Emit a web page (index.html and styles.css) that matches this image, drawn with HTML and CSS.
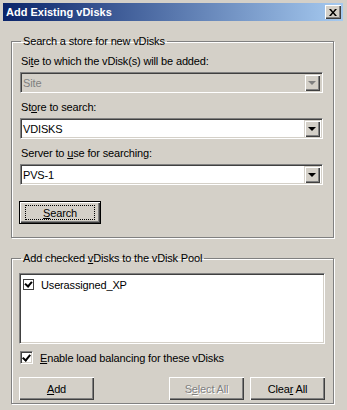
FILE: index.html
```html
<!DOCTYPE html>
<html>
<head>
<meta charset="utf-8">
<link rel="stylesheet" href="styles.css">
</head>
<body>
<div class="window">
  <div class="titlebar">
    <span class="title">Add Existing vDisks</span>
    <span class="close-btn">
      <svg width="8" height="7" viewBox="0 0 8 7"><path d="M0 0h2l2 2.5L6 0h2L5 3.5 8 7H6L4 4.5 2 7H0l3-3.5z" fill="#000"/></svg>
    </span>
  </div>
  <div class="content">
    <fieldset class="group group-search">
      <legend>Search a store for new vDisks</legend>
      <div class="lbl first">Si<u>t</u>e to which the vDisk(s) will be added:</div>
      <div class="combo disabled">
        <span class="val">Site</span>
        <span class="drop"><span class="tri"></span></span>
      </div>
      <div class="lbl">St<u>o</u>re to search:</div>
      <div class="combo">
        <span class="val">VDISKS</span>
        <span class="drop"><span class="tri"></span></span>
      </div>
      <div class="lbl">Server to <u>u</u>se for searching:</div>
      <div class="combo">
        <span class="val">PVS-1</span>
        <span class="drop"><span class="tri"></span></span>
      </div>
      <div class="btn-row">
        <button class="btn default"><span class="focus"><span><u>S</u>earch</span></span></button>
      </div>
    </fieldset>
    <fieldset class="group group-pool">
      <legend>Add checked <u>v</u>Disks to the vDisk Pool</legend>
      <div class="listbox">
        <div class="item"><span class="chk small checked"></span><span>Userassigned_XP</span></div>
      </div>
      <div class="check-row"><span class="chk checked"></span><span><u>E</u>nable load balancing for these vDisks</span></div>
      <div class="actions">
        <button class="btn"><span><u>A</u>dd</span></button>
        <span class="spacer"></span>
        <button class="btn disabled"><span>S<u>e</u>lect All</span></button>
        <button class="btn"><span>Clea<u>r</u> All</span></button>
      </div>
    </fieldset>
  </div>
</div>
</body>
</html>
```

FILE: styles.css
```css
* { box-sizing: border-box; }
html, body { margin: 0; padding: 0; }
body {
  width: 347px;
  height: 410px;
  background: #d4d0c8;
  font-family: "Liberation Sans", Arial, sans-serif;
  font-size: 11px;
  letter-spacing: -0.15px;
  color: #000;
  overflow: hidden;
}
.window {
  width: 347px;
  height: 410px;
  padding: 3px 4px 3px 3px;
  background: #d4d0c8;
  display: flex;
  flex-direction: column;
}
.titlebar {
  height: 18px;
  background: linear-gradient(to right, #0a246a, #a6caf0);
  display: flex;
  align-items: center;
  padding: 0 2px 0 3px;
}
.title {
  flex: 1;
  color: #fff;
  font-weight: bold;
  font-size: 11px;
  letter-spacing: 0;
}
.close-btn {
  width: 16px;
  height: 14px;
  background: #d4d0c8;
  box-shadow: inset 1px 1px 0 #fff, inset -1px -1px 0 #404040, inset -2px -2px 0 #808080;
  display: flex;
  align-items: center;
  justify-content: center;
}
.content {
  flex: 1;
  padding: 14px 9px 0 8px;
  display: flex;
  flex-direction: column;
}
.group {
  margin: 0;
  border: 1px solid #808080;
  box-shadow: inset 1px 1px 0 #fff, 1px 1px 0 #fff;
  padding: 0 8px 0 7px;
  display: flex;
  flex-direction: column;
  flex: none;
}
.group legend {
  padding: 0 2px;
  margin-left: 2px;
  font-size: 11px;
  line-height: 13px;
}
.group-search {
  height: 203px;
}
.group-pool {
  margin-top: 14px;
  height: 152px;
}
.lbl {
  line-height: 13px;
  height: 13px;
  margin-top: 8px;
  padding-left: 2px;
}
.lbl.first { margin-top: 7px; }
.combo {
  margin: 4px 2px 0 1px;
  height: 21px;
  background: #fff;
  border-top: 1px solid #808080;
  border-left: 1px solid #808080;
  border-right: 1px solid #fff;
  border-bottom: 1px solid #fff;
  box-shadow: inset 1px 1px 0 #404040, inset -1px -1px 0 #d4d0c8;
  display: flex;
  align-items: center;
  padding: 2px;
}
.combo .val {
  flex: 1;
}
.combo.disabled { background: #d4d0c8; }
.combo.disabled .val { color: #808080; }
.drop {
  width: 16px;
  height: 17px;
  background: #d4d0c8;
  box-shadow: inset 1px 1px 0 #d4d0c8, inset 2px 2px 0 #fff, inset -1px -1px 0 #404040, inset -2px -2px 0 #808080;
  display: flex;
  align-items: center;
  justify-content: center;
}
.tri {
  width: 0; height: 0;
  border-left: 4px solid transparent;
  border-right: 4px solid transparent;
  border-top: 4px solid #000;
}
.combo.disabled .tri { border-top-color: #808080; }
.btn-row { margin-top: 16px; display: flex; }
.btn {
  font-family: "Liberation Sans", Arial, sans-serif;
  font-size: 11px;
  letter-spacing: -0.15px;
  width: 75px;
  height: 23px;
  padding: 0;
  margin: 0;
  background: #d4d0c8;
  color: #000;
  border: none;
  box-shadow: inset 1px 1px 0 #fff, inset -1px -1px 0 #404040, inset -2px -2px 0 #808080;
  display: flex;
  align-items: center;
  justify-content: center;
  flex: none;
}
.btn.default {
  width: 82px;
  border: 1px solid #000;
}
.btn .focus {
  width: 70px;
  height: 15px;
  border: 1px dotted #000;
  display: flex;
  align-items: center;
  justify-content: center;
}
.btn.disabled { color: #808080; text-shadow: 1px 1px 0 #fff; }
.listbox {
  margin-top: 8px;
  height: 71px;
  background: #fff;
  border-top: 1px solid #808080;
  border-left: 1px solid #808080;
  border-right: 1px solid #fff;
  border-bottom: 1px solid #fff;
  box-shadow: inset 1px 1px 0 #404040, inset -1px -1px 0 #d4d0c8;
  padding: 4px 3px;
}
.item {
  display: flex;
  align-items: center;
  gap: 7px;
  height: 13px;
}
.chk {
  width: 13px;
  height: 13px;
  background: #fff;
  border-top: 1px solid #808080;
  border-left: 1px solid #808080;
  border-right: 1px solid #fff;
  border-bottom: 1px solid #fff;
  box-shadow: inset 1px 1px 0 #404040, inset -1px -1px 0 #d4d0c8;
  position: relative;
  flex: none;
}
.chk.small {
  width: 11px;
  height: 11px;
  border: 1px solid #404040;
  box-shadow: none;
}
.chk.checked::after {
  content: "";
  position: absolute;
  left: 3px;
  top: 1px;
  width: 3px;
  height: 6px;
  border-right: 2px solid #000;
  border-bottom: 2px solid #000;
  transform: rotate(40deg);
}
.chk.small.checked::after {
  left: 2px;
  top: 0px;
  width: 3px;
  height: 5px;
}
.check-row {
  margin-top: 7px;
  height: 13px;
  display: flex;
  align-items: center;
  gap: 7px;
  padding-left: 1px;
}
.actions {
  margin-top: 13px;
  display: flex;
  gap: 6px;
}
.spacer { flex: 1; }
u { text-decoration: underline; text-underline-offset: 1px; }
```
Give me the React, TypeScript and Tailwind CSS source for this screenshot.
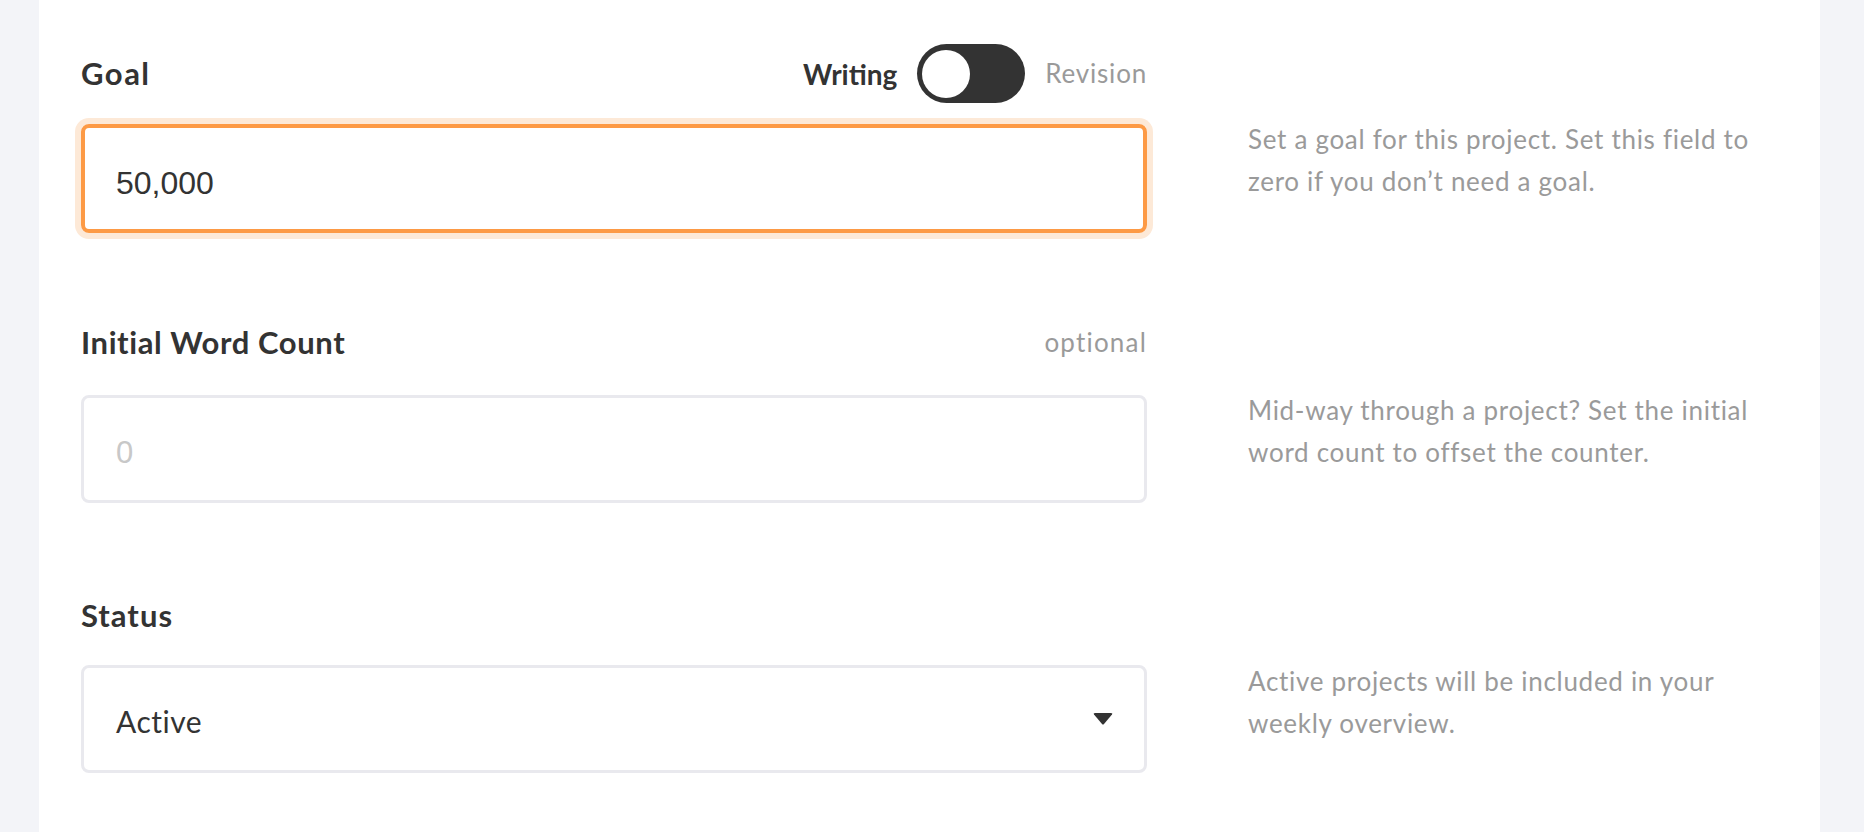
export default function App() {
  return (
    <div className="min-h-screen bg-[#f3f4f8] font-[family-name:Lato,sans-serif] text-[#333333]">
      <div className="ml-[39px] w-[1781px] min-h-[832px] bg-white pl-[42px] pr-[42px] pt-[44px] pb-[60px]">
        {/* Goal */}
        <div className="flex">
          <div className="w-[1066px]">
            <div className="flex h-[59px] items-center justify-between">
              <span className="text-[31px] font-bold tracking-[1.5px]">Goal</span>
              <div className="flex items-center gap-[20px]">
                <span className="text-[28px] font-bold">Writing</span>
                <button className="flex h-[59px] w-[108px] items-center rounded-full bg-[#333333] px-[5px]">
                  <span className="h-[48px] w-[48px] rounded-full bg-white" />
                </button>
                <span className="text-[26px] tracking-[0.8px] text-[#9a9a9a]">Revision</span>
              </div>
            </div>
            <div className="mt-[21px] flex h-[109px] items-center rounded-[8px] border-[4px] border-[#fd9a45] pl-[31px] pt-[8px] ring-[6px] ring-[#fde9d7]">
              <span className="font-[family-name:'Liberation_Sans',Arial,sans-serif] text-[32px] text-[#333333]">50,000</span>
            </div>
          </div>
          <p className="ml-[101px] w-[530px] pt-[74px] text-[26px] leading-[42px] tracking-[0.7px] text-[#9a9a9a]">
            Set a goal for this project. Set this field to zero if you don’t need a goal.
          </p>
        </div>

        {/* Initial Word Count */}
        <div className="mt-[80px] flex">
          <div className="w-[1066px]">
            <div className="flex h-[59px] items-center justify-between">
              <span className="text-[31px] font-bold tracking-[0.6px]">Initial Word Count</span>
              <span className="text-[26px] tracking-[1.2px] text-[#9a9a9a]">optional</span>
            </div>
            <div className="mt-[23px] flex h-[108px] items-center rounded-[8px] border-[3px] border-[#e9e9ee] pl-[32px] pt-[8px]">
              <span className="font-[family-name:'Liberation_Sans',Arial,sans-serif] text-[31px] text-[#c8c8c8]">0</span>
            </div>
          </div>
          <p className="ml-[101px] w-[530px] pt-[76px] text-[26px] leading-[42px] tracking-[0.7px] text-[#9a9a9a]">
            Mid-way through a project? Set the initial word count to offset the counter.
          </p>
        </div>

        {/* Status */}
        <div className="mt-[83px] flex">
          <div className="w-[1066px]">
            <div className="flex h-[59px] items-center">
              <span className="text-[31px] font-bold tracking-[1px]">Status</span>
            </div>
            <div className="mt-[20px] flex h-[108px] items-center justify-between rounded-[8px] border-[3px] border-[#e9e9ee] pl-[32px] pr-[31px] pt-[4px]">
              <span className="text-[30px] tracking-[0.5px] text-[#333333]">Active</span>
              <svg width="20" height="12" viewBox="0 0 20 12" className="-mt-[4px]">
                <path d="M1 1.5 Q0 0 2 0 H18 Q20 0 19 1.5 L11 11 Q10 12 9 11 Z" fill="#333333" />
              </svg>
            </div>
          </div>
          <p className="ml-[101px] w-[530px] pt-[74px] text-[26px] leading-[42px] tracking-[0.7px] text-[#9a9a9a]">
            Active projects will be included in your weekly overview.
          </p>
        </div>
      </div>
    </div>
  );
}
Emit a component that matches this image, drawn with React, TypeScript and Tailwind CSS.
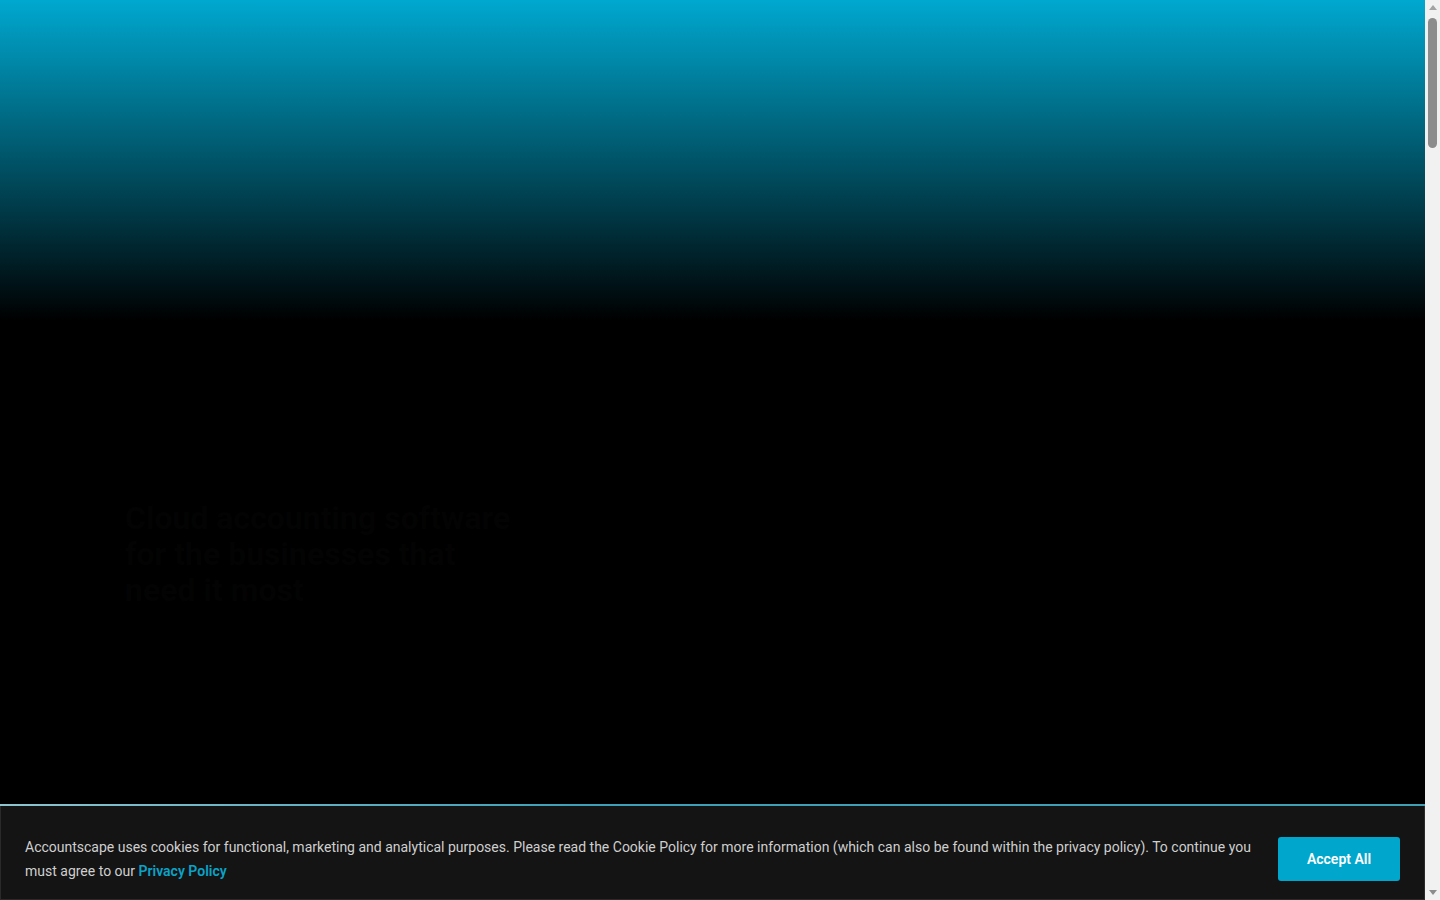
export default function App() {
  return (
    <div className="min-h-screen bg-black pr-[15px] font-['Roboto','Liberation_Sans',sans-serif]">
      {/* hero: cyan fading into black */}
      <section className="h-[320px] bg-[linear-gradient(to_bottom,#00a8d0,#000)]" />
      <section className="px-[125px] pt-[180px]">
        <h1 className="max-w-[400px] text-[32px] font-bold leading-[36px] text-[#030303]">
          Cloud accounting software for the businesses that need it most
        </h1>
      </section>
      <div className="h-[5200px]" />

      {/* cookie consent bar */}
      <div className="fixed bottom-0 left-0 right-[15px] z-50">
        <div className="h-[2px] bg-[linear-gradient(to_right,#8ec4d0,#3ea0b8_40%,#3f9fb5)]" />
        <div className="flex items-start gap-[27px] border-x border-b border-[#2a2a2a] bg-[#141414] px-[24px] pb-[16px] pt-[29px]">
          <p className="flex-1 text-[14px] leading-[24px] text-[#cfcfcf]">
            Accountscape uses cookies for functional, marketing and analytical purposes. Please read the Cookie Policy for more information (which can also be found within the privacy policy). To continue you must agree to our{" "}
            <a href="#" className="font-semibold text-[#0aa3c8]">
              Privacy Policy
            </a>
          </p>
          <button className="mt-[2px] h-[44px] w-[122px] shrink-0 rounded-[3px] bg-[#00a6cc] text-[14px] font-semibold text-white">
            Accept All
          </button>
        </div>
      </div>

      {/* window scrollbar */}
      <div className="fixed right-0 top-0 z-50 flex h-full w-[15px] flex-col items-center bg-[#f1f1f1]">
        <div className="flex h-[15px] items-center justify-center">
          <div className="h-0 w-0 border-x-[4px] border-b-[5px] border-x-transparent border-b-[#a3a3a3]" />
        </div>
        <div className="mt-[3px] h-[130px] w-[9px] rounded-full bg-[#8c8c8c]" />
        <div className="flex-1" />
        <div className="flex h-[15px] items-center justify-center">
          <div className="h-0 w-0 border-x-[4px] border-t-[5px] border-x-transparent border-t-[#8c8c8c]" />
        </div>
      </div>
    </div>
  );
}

* * * * *

TASK GOAL — Gather every line from the listing above in which "image" appears, and copy those lines.

TASK ANSWER —
Emit a web page (index.html and styles.css) that matches this image, drawn with HTML and CSS.
Emit a component that matches this image, drawn with React, TypeScript and Tailwind CSS.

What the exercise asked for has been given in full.